Hugs and friendship,
Tara




Thursday, January 17, 2019

The F Word (Fear)

My saying in 2019 is "F the F Word", how about that?!? Well actually it's "I will rise", but lately I've been feeling feisty about the F Word (fear) so I thought I'd post about it.

Fear. It can be exhausting, exhilarating or both. It can push us toward our goals or away from them. It can spring us into action or stop us in our tracks. The kick in the pants? Our brain doesn't know the difference from perceived fear and actual fear. Perceived fear can send our brain into the same fight or flight path as an actual fear driven situation.

As I continue to heal this herniated disk in my neck, I've decided to become curious about pain and learn what I can do differently when I experience it. I just finished the book Why I Hurt by Adrain Louwe. In all my 19 years of having a neurological illness, it's the most game changing and easy to read neuroscience based book about pain I've ever read.

They say that knowledge is power. Knowledge is also freedom. Understanding how the brain responds to pain, or even the fear of pain is helping me to better manage both my injury and my illness.

As a person who is passionate about wellness, it got me thinking about the role fear plays in our weight loss journeys. It's why for several years I got in my own way while trying to lose weight for the gazillionth time.

Change is downright uncomfortable. I prefer to hum along in my nice and cozy comfort zone. What makes me really uncomfortable is unpredictability. That's why it was easier to stay 40 pounds overweight than it was to lose the weight. I knew how to be tired. How to be sad. I knew what it felt like to have no energy. To box myself in. To avoid the hard. To limit myself. And I sat in those feelings like toddler running around in a dirty diaper, uncomfortable yet not quite ready to be changed.

I feared what my new life would look and feel like and what I'd look and feel like (but it feels oh so much better than I ever imagined). I feared losing friends and gaining friends (and both happened). I feared people would judge my efforts or give their two cents along my journey (and they sure did). I feared that I wasn't disciplined enough (turns out it's not so much about discipline as it is consistency). I feared I'd mess up (and of course I did). I feared that I'd lose the weight and gain it back (#reallifehappenssometimes).
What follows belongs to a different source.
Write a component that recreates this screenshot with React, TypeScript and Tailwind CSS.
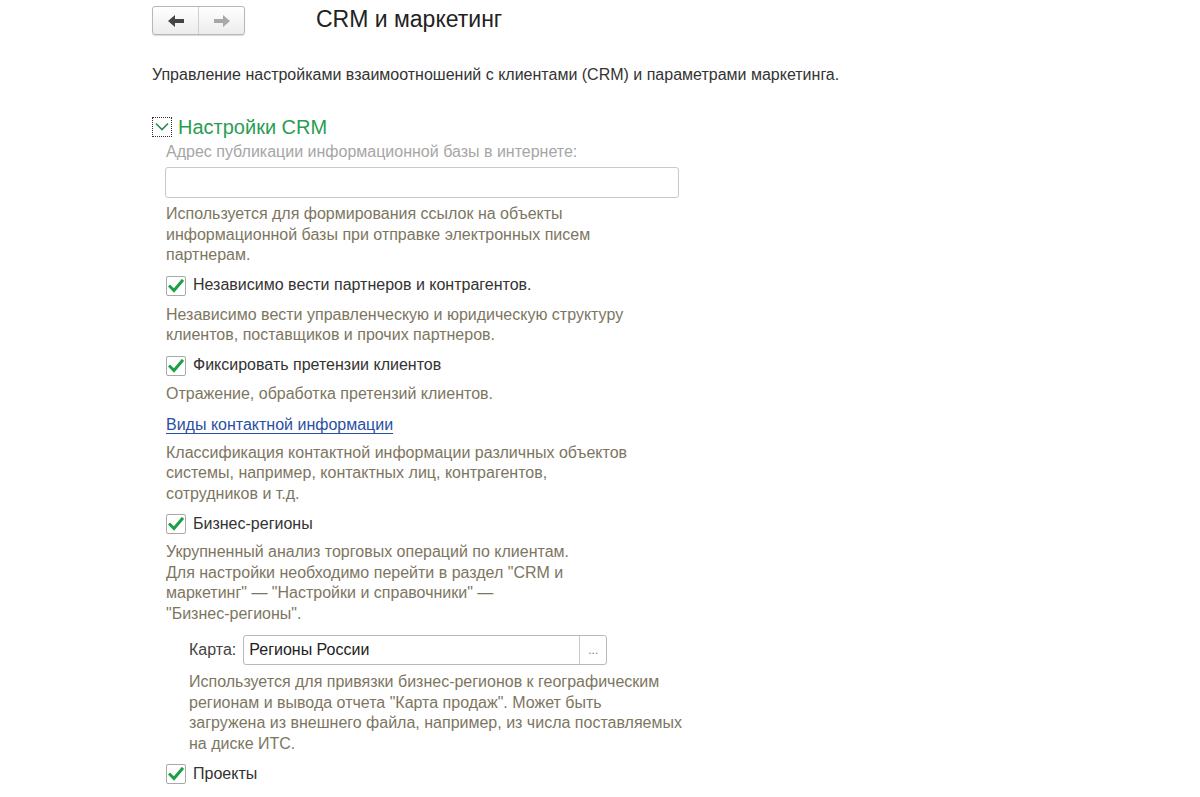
const desc = 'text-[#7d765f]';

function Check({ label }: { label: string }) {
  return (
    <div className="flex items-center gap-[7px] h-[20px]">
      <span className="w-[20px] h-[20px] rounded-[2px] border border-[#a9a9a9] bg-white flex items-center justify-center">
        <svg width="16" height="14" viewBox="0 0 16 14">
          <path d="M2 7.5 L6 11.5 L14 2" fill="none" stroke="#1f9e47" strokeWidth="3" strokeLinecap="square" />
        </svg>
      </span>
      <span className="text-[#333333]">{label}</span>
    </div>
  );
}

function NavArrow({ dir, color }: { dir: 'left' | 'right'; color: string }) {
  return (
    <svg width="18" height="14" viewBox="0 0 18 14" className={dir === 'right' ? 'scale-x-[-1]' : ''}>
      <path d="M1 7 L8 1 L8 5 L17 5 L17 9 L8 9 L8 13 Z" fill={color} />
    </svg>
  );
}

export default function App() {
  return (
    <div className="min-h-[797px] bg-white font-['Liberation_Sans',Arial,sans-serif] text-[16px] leading-[20.5px] text-[#333333]">
      <div className="pl-[152px]">
        {/* Top bar */}
        <div className="flex items-center pt-[4px] h-[37px]">
          <div className="flex w-[93px] h-[29px] rounded-[3px] border border-[#b7b7b7] bg-gradient-to-b from-white to-[#ececec] shadow-[0_1px_1px_rgba(0,0,0,0.15)]">
            <div className="w-[46px] flex items-center justify-center border-r border-[#d0d0d0]">
              <NavArrow dir="left" color="#444444" />
            </div>
            <div className="flex-1 flex items-center justify-center">
              <NavArrow dir="right" color="#a8a8a8" />
            </div>
          </div>
          <h1 className="ml-[71px] text-[23px] text-[#222222] -mt-[2px]">CRM и маркетинг</h1>
        </div>

        <p className="mt-[28px] text-[#333333]">
          Управление настройками взаимоотношений с клиентами (CRM) и параметрами маркетинга.
        </p>

        {/* Group header */}
        <div className="mt-[31px] flex items-center gap-[6px]">
          <span className="w-[20px] h-[20px] border border-dotted border-[#333333] flex items-center justify-center">
            <svg width="14" height="9" viewBox="0 0 14 9">
              <path d="M1 1.5 L7 7.5 L13 1.5" fill="none" stroke="#2b8a4e" strokeWidth="1.6" />
            </svg>
          </span>
          <span className="text-[20px] text-[#2a9d52] leading-[20px]">Настройки CRM</span>
        </div>

        <div className="pl-[14px]">
          <div className="mt-[5px] text-[#a6a6a6]">Адрес публикации информационной базы в интернете:</div>
          <div className="mt-[5px] -ml-[1px] w-[514px] h-[31px] rounded-[3px] border border-[#c9c9c9] bg-white" />
          <p className={`mt-[6px] ${desc}`}>
            Используется для формирования ссылок на объекты
            <br />
            информационной базы при отправке электронных писем
            <br />
            партнерам.
          </p>

          <div className="mt-[10px]">
            <Check label="Независимо вести партнеров и контрагентов." />
          </div>
          <p className={`mt-[9px] ${desc}`}>
            Независимо вести управленческую и юридическую структуру
            <br />
            клиентов, поставщиков и прочих партнеров.
          </p>

          <div className="mt-[10px]">
            <Check label="Фиксировать претензии клиентов" />
          </div>
          <p className={`mt-[8px] ${desc}`}>Отражение, обработка претензий клиентов.</p>

          <a className="mt-[11px] block w-fit text-[#2950a4] underline underline-offset-[3px] decoration-[#2950a4]">
            Виды контактной информации
          </a>
          <p className={`mt-[7px] ${desc}`}>
            Классификация контактной информации различных объектов
            <br />
            системы, например, контактных лиц, контрагентов,
            <br />
            сотрудников и т.д.
          </p>

          <div className="mt-[10px]">
            <Check label="Бизнес-регионы" />
          </div>
          <p className={`mt-[8px] ${desc}`}>
            Укрупненный анализ торговых операций по клиентам.
            <br />
            Для настройки необходимо перейти в раздел "CRM и
            <br />
            маркетинг" — "Настройки и справочники" —
            <br />
            "Бизнес-регионы".
          </p>

          <div className="pl-[23px]">
            <div className="mt-[11px] flex items-center gap-[7px]">
              <span className="text-[#444444]">Карта:</span>
              <div className="flex w-[364px] h-[30px] rounded-[3px] border border-[#b9b9b9] bg-white">
                <div className="flex-1 flex items-center pl-[5px] text-[#222222]">Регионы России</div>
                <div className="w-[27px] border-l border-[#c9c9c9] flex items-center justify-center text-[#777777] text-[12px]">
                  ...
                </div>
              </div>
            </div>
            <p className={`mt-[7px] ${desc}`}>
              Используется для привязки бизнес-регионов к географическим
              <br />
              регионам и вывода отчета "Карта продаж". Может быть
              <br />
              загружена из внешнего файла, например, из числа поставляемых
              <br />
              на диске ИТС.
            </p>
          </div>

          <div className="mt-[10px]">
            <Check label="Проекты" />
          </div>
        </div>
      </div>
    </div>
  );
}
These fears are real, but they don't have to stop us from reaching our goals.


The thing about fear is that it's all about perception. If you asked me to hold a snake I'd be terrified (not sure I'd do it by the way) but many reptile lovers do it every day. The snake is scary depending on how we view it. It's the same with weight loss.

We must change our mindset in order to reach our goals. Because if we are afraid, the brain starts sending out S.O.S. signals and we are unintentionally blocking our own process. Our brain goes into self protection mode and will send us back to our old habits because they feel better. The cool thing is that the choice is ours. We get to choose how we see the journey and how we view ourselves along the way. We hold the power.

Once I started viewing my pain in a different way, moving my mindset from victim to victor, I was filled with a sense of peace.

I've been working with an awesome PT to help me to push past my fear of pain. Until I'm willing to push through past it, I won't be able to move forward. I'm realizing that I'm fearing a perceived fear. I'm fearing the "what if" and that's super unproductive (but a natural reaction).

That's why it's important to focus on the day at hand. Not what you looked or felt like in the past. Not how far you've fallen. Nor how far you have to go. Just today. Just the next meal or movement. One healthy choice at a time. Instead of fearing the future we can embrace the unknown.

I am working on saying "God, I'm open to what you put in my path today." Keeping my mind and heart open to change. Replacing the "F word", from "fear" to "faith". Faith in myself. Faith that change is possible. I also want to be grateful for my current circumstance, no matter what phase of life I'm in. Gratitude also brings about peace and reminds me that my life is abundant.

The choice is yours. Make a choice. Commit to the choice. Continue with courage.